10 yıl önce Suriye’den ailesiyle birlikte Türkiye’ye gelen 24 yaşındaki bir başka genç de Suriye’ye kesinlikle dönmek istemediğini söylüyor. İsmini söylemek istemiyor, Türkiye’de üniversite okuyor ve Türkiye vatandaşı pazar günü oy kullanacağını ifade ediyor.
Oyunun rengine dair “renk” vermiyor. Daha fazla da konuşmak istemiyor. Son olarak Suriye’nin her geçen gün daha kötüye gittiğini ve geri göndermenin iyi bir fikir olmadığını söylüyor.
Suriyelilere ait bir emlakçı da çalışan ve yani oy kullanma hakkına sahip Türkiye vatandaşı Suriyeli genç bir kadın ise; konuşmak istemediğini söylüyor. Sohbet etmeye çalıştığımızda çekincelerini sıralıyor ve konuşmanın kendisi için iyi olmayacağını düşündüğünü belirtiyor.
"Suriyeliler olmasa Türkiye'de çarklar dönmez"
Suriyeli mültecilerle sohbet ederken; Mardinli olduğunu ve 29 yıldır Laleli Aksaray’da esnaflık yaptığını belirten Ahmet Yıldırım söze giriyor.

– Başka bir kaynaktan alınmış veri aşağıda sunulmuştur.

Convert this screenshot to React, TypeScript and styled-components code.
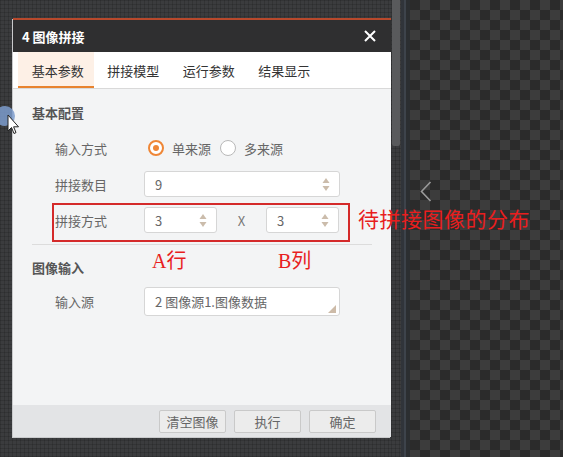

Suriyelilerin özellikle seçim sürecinde çok fazla kaygı duyduklarını, pazar günü sokağa çıkmamaları için birbirlerini uyardıklarını ifade ediyor.
Suriyeliler üzerinden yapılan politikaları da eleştiriyor Yıldırım: “Suriyeliler Türkiye’nin ekonomisine gerçekten çok büyük katkı sağlıyor kimse bunu görmüyor, görse de konuşmak istemiyor.
“Türkiye’de nitelikli ara eleman kalmadı, konfeksiyon atölyesinde makineci ya da ayakkabı imalatında çalışacak usta yok. Buralarda hep Suriyeliler, Afganistanlılar çalışıyor ve az paraya köle gibi çalışıyorlar. Patronlar Türk’e vereceği paranın yarısını veriyor Suriyelilere, eğer onlar olmasa Türkiye’de çarklar dönmez.
“Siyasetçiler göndereceğiz, diyorlar ama gönderemezler, göndermek o kadar kolay değil çünkü Türkiye onların sırtında ayakta duruyor.”